■ **YOUR OBJECTIVE**: Look through the listing below and report how many lines contain "components", as a bare number.

--- --- ---

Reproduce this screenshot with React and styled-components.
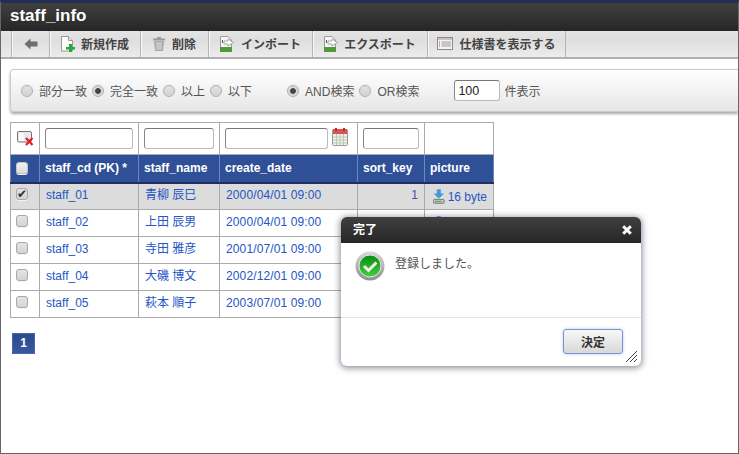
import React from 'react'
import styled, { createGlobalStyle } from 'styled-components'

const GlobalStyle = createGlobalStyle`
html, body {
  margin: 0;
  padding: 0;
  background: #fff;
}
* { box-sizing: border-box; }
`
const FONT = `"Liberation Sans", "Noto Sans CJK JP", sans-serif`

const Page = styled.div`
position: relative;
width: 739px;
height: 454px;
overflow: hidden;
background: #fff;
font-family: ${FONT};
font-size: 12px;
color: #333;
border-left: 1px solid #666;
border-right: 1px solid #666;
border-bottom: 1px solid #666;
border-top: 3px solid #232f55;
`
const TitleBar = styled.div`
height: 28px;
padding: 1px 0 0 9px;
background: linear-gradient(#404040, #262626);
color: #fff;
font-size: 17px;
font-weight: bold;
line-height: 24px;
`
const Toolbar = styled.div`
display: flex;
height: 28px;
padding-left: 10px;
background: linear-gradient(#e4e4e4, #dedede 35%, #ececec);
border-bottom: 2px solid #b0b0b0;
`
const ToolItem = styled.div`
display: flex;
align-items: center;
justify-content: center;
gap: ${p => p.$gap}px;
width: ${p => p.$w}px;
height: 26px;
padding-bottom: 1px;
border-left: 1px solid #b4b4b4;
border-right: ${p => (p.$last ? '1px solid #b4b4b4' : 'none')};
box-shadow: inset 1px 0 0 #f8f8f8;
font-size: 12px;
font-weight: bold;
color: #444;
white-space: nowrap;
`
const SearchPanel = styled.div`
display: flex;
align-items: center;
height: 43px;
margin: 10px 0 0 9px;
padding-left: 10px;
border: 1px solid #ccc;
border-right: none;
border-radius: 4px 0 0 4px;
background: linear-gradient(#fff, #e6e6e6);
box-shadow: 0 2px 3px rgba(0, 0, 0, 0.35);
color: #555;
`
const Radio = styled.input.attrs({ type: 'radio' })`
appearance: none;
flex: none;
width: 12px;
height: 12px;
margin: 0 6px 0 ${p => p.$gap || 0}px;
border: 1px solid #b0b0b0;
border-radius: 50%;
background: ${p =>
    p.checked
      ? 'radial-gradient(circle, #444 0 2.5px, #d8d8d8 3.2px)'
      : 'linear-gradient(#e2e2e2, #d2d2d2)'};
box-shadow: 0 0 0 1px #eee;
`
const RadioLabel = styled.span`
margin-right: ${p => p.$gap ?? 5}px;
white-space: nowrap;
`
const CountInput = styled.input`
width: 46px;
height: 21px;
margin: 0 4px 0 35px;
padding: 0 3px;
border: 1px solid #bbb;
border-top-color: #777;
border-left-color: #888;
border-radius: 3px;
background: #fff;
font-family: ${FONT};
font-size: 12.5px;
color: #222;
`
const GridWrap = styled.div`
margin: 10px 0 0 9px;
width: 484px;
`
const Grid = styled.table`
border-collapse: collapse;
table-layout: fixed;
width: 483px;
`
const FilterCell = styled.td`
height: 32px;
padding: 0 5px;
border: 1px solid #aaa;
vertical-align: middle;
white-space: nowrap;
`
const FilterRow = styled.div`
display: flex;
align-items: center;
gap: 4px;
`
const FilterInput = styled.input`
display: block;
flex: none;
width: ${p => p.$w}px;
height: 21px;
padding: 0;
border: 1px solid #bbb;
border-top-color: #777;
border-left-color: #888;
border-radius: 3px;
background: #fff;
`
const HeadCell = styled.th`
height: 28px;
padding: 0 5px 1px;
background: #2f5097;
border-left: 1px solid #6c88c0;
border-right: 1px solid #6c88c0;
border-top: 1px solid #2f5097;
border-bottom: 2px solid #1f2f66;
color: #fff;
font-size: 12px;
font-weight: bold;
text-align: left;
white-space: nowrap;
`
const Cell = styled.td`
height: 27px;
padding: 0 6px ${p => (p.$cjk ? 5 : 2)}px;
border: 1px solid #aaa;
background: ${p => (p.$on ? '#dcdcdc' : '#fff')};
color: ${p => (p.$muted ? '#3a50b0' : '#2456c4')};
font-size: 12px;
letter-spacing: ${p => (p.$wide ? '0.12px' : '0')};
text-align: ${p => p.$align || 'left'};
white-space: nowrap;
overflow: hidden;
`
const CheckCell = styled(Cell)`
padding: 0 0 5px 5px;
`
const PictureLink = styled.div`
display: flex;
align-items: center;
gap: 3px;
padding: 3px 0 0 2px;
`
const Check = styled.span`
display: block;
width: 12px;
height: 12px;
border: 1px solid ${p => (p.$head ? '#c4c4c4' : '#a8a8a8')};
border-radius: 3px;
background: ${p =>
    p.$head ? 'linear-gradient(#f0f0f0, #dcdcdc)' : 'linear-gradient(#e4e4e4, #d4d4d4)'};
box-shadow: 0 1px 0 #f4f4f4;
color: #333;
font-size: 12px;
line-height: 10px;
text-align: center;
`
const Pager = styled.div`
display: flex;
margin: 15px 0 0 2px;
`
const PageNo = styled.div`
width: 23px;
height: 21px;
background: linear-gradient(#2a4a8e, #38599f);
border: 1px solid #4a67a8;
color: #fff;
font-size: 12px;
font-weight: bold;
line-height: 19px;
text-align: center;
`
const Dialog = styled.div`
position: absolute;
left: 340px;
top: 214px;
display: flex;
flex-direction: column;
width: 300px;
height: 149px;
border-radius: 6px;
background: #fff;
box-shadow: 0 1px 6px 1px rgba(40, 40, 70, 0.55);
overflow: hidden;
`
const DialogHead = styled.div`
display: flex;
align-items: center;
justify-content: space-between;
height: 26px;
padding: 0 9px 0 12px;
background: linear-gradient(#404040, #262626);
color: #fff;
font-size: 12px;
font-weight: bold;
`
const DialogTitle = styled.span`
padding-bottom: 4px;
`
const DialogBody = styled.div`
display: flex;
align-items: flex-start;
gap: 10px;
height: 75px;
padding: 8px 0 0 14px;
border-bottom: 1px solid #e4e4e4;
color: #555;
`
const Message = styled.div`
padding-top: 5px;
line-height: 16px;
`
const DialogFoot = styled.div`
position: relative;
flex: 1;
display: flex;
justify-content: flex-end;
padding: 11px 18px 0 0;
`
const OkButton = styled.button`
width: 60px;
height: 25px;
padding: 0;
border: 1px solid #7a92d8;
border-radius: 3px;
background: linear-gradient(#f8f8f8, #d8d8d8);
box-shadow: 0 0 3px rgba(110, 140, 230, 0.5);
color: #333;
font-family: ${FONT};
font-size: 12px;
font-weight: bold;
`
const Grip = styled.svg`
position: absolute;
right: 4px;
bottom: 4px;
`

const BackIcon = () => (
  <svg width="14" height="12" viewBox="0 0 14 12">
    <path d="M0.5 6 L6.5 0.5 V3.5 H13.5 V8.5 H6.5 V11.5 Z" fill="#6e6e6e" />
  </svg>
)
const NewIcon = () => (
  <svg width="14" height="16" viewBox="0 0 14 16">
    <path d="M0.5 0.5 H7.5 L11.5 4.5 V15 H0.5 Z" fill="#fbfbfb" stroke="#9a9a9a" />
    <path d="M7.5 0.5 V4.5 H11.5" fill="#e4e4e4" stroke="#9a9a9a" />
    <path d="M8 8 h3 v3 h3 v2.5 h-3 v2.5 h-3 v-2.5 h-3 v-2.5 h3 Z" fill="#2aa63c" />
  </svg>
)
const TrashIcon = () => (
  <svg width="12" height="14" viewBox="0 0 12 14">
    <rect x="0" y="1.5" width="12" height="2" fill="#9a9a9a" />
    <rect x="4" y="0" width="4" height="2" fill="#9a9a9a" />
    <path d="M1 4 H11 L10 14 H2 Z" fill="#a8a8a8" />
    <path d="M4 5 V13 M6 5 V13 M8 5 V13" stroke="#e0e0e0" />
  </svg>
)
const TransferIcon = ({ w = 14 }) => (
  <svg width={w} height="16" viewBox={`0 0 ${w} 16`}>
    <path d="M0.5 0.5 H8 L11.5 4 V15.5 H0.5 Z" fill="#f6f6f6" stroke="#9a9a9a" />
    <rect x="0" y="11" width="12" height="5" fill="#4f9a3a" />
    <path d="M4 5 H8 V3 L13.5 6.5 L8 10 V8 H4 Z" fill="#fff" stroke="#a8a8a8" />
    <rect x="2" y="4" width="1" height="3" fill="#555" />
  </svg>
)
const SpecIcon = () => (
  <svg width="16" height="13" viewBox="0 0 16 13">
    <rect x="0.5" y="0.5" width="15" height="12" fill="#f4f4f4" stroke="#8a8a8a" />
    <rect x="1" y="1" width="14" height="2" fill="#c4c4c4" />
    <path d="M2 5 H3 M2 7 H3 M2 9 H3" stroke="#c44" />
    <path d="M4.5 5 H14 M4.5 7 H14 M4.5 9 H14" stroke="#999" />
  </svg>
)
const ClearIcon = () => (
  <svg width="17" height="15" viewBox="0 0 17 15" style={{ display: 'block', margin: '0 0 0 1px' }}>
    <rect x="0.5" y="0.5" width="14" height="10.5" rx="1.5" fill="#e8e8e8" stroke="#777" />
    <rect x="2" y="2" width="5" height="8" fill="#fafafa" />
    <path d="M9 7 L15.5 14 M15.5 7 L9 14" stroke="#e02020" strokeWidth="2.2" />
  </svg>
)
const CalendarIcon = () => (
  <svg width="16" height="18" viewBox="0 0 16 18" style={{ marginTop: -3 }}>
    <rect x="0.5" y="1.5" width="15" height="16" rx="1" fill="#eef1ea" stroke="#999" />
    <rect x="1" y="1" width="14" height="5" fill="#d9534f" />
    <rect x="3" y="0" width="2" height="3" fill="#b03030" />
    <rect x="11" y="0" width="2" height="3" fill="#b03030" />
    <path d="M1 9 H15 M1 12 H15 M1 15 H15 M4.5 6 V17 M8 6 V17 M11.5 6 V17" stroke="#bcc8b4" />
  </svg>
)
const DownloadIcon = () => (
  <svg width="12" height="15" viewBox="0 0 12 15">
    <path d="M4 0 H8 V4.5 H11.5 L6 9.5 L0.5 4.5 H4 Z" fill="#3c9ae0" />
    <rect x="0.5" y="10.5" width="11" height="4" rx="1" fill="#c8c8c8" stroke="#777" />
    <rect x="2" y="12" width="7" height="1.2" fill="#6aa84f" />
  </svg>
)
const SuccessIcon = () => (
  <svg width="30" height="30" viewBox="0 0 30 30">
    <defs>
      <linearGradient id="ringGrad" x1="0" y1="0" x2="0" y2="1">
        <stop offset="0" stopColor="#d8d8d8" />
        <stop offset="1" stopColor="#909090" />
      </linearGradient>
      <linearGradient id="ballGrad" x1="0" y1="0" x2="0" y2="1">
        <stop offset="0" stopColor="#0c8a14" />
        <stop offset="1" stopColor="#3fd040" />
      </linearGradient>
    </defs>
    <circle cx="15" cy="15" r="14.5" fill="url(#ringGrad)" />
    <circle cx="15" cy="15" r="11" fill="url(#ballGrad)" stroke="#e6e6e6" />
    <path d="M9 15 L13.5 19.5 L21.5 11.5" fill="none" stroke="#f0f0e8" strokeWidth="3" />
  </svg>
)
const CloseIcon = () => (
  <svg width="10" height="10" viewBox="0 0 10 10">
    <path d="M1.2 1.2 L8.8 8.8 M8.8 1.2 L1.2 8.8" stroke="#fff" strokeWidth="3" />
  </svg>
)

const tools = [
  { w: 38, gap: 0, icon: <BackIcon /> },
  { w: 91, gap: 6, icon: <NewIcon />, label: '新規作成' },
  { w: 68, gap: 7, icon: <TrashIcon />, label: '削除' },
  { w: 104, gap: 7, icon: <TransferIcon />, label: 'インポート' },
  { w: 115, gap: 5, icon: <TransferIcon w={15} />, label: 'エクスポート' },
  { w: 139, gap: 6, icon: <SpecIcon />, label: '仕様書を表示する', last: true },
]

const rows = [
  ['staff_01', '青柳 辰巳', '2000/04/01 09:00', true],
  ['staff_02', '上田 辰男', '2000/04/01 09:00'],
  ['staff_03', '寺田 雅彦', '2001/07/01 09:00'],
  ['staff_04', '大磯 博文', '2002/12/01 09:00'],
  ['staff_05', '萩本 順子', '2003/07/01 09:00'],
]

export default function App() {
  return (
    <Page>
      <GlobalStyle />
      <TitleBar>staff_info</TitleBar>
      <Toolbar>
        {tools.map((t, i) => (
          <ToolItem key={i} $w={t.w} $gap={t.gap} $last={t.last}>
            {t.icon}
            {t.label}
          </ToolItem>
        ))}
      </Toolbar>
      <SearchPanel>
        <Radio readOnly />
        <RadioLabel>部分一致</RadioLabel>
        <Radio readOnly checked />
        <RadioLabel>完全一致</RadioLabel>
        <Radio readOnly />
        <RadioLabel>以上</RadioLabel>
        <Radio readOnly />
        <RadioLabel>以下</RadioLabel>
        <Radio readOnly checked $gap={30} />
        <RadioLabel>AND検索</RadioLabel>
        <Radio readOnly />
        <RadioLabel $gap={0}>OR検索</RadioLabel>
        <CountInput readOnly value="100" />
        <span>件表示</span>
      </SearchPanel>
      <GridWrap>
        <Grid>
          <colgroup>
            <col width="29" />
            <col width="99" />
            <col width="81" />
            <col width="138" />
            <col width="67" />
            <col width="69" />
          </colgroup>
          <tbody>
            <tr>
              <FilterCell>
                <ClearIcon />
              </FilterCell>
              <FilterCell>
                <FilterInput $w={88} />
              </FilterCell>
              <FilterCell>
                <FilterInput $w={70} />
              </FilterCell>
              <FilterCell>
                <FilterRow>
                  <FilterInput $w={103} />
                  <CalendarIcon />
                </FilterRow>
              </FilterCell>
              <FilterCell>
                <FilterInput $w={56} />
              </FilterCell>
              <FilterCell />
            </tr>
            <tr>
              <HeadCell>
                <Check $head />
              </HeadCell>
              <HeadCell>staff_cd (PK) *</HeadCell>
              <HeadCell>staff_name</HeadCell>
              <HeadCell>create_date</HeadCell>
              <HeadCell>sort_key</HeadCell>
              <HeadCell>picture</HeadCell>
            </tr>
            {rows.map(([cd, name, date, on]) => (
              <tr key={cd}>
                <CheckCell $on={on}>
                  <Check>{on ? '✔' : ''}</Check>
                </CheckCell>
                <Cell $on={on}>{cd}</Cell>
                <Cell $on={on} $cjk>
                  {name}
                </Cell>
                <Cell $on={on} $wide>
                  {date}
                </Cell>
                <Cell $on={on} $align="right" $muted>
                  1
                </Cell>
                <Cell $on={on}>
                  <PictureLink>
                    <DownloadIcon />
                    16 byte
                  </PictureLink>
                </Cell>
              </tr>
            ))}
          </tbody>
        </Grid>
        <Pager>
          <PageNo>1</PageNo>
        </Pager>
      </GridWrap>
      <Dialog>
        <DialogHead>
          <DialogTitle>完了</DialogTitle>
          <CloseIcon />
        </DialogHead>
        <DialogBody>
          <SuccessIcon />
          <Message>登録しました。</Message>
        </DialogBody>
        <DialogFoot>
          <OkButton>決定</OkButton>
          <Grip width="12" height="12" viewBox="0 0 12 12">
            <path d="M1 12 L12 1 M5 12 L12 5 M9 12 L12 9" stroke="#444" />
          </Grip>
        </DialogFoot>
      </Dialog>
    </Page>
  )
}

--- --- ---

■ **CORRECT ANSWER**: 2